In a nutshell, that's what betting IS all about it, isn't it? When that $500 is invested, you have to try to ensure that you obtain a better price than the horse's estimated 'true' odds. If your true odds are accurate, then over a period of time, with a certain strike rate, you will win money.
Keep in mind the following key points, as advocated by Mark Coton and other successful bettors around the world:
- Set aside a betting bank: It's the first step for a disciplined and organised betting approach.
- Set realistic profit targets: These should be sensibly related to the size of your betting bank. Earlier, that theoretical $500 bank was talked about in terms of $50 bets at level stakes - but perhaps that's just too high a percentage of the bank.
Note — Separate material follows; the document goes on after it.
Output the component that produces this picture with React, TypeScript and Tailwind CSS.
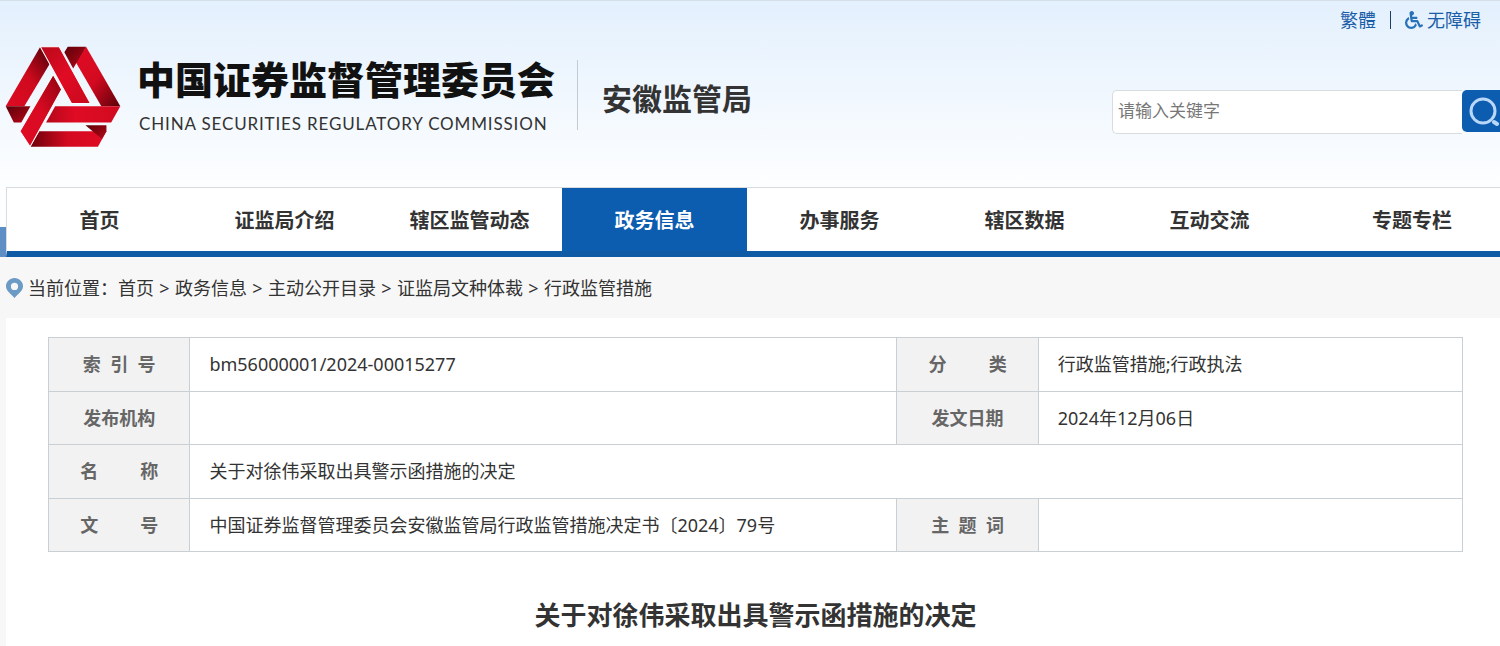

What about 5%?
- Establish a consistent routine for form study: Don't bet on those days when you haven't properly examined the form.
- Narrow down the number of races you study: No serious punter will want to bet every day on huge numbers of races.
- Study each horse objectively: Don't make the mistake of missing looking at some of the lesser-lights because now and then they will win.
Finally, something to think about from US expert Frank Cotolo:
- Do not bet the same amount in every race you play.
- Do not bet to place every time you make a win bet.
- Do not bet 10 per cent of your bankroll on any race.
- Do not attempt to bet on every race.
There you are, then, factors and angles to make you think more deeply about your betting. Remember, in the end it is YOU who will make the final decisions, no matter what the information.